A child’s birth is a time fraught with intense emotion. If this baby has non-Jewish family members, her or his ceremony–potentially a time of great healing, but also of great complexity–may be one of the very first Jewish rituals in which they’re being involved.

The occasion may force the baby’s parents to examine seriously, for the first time, which religious community they intend to be part of as a family. That is a discussion best begun–and concluded–long before the baby arrives. While agreeing to raise their child in a Jewish home, the non-Jewish parent may also feel a deep sense of loss, even if they haven’t been particularly religious themselves.

For non-Jewish grandparents, as painful as the marriage of their presently or formerly non-Jewish child to a Jew may have been for them, even that may not have had the sense of permanence for them as does a ritual making clear that their grandchild will be raised as a Jew–and not in their own tradition or faith. If non-Jewish grandparents feel ambivalent about this new child being raised as a Jew, those feelings may well come up during the planning of the child’s ceremony.

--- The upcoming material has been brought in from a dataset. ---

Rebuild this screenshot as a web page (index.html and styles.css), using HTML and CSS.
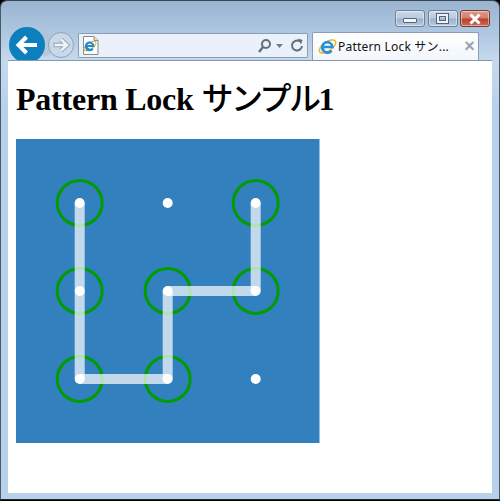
FILE: index.html
```html
<!DOCTYPE html>
<html lang="ja">
<head>
<meta charset="utf-8">
<title>Pattern Lock サンプル1</title>
<link rel="stylesheet" href="styles.css">
</head>
<body>
<div class="window">
  <header class="chrome">
    <div class="controls">
      <div class="ctl"><span class="min-glyph"></span></div>
      <div class="ctl"><span class="max-glyph"></span></div>
      <div class="ctl close">
        <svg width="16" height="12" viewBox="0 0 16 12"><path d="M3.5 1.5 L12.5 10.5 M12.5 1.5 L3.5 10.5" stroke="#fff" stroke-width="3" fill="none"/></svg>
      </div>
    </div>
    <div class="toolbar">
      <svg class="nav" width="70" height="40" viewBox="0 0 70 40">
        <path d="M27 2 C36 6 40 8 52 6 L52 22 L36 30 Z" fill="#b3c3d4" opacity=".75"/>
        <circle cx="53" cy="18" r="12.5" fill="#c9d9ea" stroke="#8fa3b8" stroke-width="1"/>
        <path d="M45.5 18 H58 M53 12.5 L59 18 L53 23.5" fill="none" stroke="#93a5b8" stroke-width="4.6"/>
        <path d="M46.5 18 H58 M53 12.5 L59 18 L53 23.5" fill="none" stroke="#eef3f8" stroke-width="2.6"/>
        <circle cx="19" cy="18" r="18" fill="#0c7fbc"/>
        <path d="M10.5 18 H29 M18.5 10 L10.5 18 L18.5 26" fill="none" stroke="#fff" stroke-width="4"/>
      </svg>
      <div class="address">
        <svg class="page-icon" width="17" height="19" viewBox="0 0 17 19">
          <path d="M1.5 .5 H12 L16 4.5 V18.5 H1.5 Z" fill="#fff" stroke="#8a8a8a"/>
          <path d="M12 .5 V4.5 H16" fill="#ddd" stroke="#8a8a8a"/>
          <ellipse cx="8" cy="10" rx="7" ry="3" fill="none" stroke="#e8b321" stroke-width="1.2" transform="rotate(-35 8 10)"/>
          <path d="M4 10 H11.5 A3.9 3.9 0 1 0 10.8 12.6 M4.5 10 A4 4 0 0 0 11 13" fill="none" stroke="#1f8bd8" stroke-width="2"/>
        </svg>
        <svg class="addr-tools" width="50" height="16" viewBox="0 0 50 16">
          <circle cx="9" cy="6" r="4" fill="none" stroke="#5f6f7f" stroke-width="2"/>
          <path d="M6 9 L2 14" stroke="#5f6f7f" stroke-width="2.4"/>
          <path d="M19 6 H26 L22.500 10 Z" fill="#6f7f8f"/>
          <path d="M43 3.500 A5 5 0 1 0 45 8" fill="none" stroke="#5f6f7f" stroke-width="2"/>
          <path d="M41 .5 L45.500 2 L44 6.500 Z" fill="#5f6f7f"/>
        </svg>
      </div>
      <div class="tab">
        <svg width="19" height="19" viewBox="0 0 19 19">
          <ellipse cx="9.500" cy="9.500" rx="9.500" ry="4.500" fill="none" stroke="#edb82c" stroke-width="1.500" transform="rotate(-35 9.500 9.500)"/>
          <path d="M4.500 10 H14.500 A5.200 5.200 0 1 0 13.500 13.500 M4.800 10 A5 5 0 0 0 13.500 14" fill="none" stroke="#2a90db" stroke-width="2.600"/>
        </svg>
        <span class="tab-title">Pattern Lock サン...</span>
        <span class="tab-x">×</span>
      </div>
    </div>
  </header>
  <main class="page">
    <h1>Pattern Lock <span class="kana">サンプル</span>1</h1>
    <svg class="pattern" width="304" height="304" viewBox="0 0 304 304">
      <rect width="303.500" height="304" fill="#3380be"/>
      <g fill="none" stroke="#009c00" stroke-width="3">
        <circle cx="63.700" cy="64" r="22.500"/>
        <circle cx="239.700" cy="64" r="22.500"/>
        <circle cx="63.700" cy="152" r="22.500"/>
        <circle cx="151.700" cy="152" r="22.500"/>
        <circle cx="239.700" cy="152" r="22.500"/>
        <circle cx="63.700" cy="240" r="22.500"/>
        <circle cx="151.700" cy="240" r="22.500"/>
      </g>
      <g stroke="#fff" stroke-width="10" stroke-opacity=".7">
        <path d="M63.700 64 V152" fill="none"/>
        <path d="M63.700 152 V240" fill="none"/>
        <path d="M63.700 240 H151.700" fill="none"/>
        <path d="M151.700 240 V152" fill="none"/>
        <path d="M151.700 152 H239.700" fill="none"/>
        <path d="M239.700 152 V64" fill="none"/>
      </g>
      <g fill="#fff">
        <circle cx="63.700" cy="64" r="5"/>
        <circle cx="151.700" cy="64" r="5"/>
        <circle cx="239.700" cy="64" r="5"/>
        <circle cx="63.700" cy="152" r="5"/>
        <circle cx="151.700" cy="152" r="5"/>
        <circle cx="239.700" cy="152" r="5"/>
        <circle cx="63.700" cy="240" r="5"/>
        <circle cx="151.700" cy="240" r="5"/>
        <circle cx="239.700" cy="240" r="5"/>
      </g>
    </svg>
  </main>
</div>
</body>
</html>
```
FILE: styles.css
```css
html, body {
  margin: 0;
  height: 100%;
  background: #000;
}
body {
  width: 500px;
  height: 501px;
  overflow: hidden;
}
.window {
  box-sizing: border-box;
  width: 500px;
  height: 500px;
  display: flex;
  flex-direction: column;
  padding: 0 7px 6px 7px;
  border: 1px solid #4a5a6a;
  border-top-color: #3c4754;
  border-bottom-color: #1a2a30;
  border-radius: 7px 7px 0 0;
  background: linear-gradient(#9ab4d1 0, #b4cce4 40px, #c6daee 60px, #b9d2ec 100px, #b9d2ec 100%);
}
.chrome {
  height: 59px;
  margin: 0 -7px;
  flex: none;
  overflow: hidden;
  border-radius: 6px 6px 0 0;
}
.controls {
  display: flex;
  justify-content: flex-end;
  gap: 2.5px;
  padding: 9px 9px 0 0;
  height: 16px;
}
.ctl {
  box-sizing: border-box;
  width: 30px;
  height: 17px;
  border: 1px solid #6f8198;
  border-radius: 3px;
  background: linear-gradient(#c9d8e8 0, #b9cbdf 45%, #9db3cc 55%, #b7cbe0 100%);
  box-shadow: inset 0 0 0 1px rgba(255,255,255,.45);
  display: flex;
  align-items: center;
  justify-content: center;
}
.min-glyph {
  width: 12px;
  height: 3px;
  margin-top: 4px;
  background: #f4f7fa;
  border: 1px solid #56657a;
  border-radius: 1px;
}
.max-glyph {
  box-sizing: border-box;
  width: 11px;
  height: 9px;
  border: 2px solid #eef3f8;
  outline: 1px solid #56657a;
  outline-offset: -3px;
  box-shadow: 0 0 0 1px #56657a;
}
.close {
  border-color: #7a3a30;
  background: linear-gradient(#dc9a8c 0, #d5806f 45%, #b9422c 55%, #cc6a55 100%);
}
.toolbar {
  display: flex;
  align-items: flex-start;
  margin-top: 7px;
  padding: 0 7px;
}
.nav {
  flex: none;
  margin-top: -6px;
}
.address {
  box-sizing: border-box;
  width: 230px;
  height: 25px;
  flex: none;
  display: flex;
  align-items: center;
  justify-content: space-between;
  padding: 0 0 0 3px;
  background: #eaf1fa;
  border: 1px solid #8a9db3;
  border-radius: 1px;
}
.tab {
  box-sizing: border-box;
  width: 167px;
  height: 28px;
  flex: none;
  margin: -1px 0 0 4px;
  display: flex;
  align-items: center;
  gap: 1px;
  padding: 0 3px 1px 5px;
  background: linear-gradient(#ffffff, #f2f6fb);
  border: 1px solid #8a9db3;
  border-bottom: 0;
  border-radius: 2px 2px 0 0;
  font: 12px "Noto Sans", "Noto Sans CJK JP", sans-serif;
  letter-spacing: .2px;
  color: #111;
  white-space: nowrap;
}
.tab-title {
  flex: 1;
}
.tab-x {
  font: bold 18px "Liberation Sans", sans-serif;
  color: #9aa3ad;
}
.page {
  flex: 1;
  background: #fff;
  border-top: 1px solid #8397ad;
  padding: 0 8px;
  overflow: hidden;
}
h1 {
  margin: 20px 0 21px;
  font: bold 32px/37px "Liberation Serif", "Noto Sans CJK JP", serif;
  letter-spacing: -.23px;
  color: #000;
  white-space: nowrap;
}
.kana {
  font-weight: 500;
  letter-spacing: -2.5px;
}
.pattern {
  display: block;
}
```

Be prepared to handle their concerns with compassion and sensitivity. You don’t want difficult feelings to get in the way of the joyous celebration of your new daughter’s arrival. At the same time, if you and your spouse have made a commitment to raising your child as a Jew, there isn’t room for the birth-related rites of passage, like baptism, of another faith. Simply acknowledging the grandparents’ ambivalence and feelings of loss may be helpful.

This event is an opportunity for non-Jewish relatives to see the beauty of the religion to which you have committed your family, and also an opportunity to involve them and, in the process, demonstrate that choosing a Jewish life for your children does not mean severing family ties with them. For a non-Jewish parent, this may be the first time that you are making a public statement about the way in which you intend to raise your family, and can serve as a  joyful affirmation of the commitment you have made to your new–and growing–family.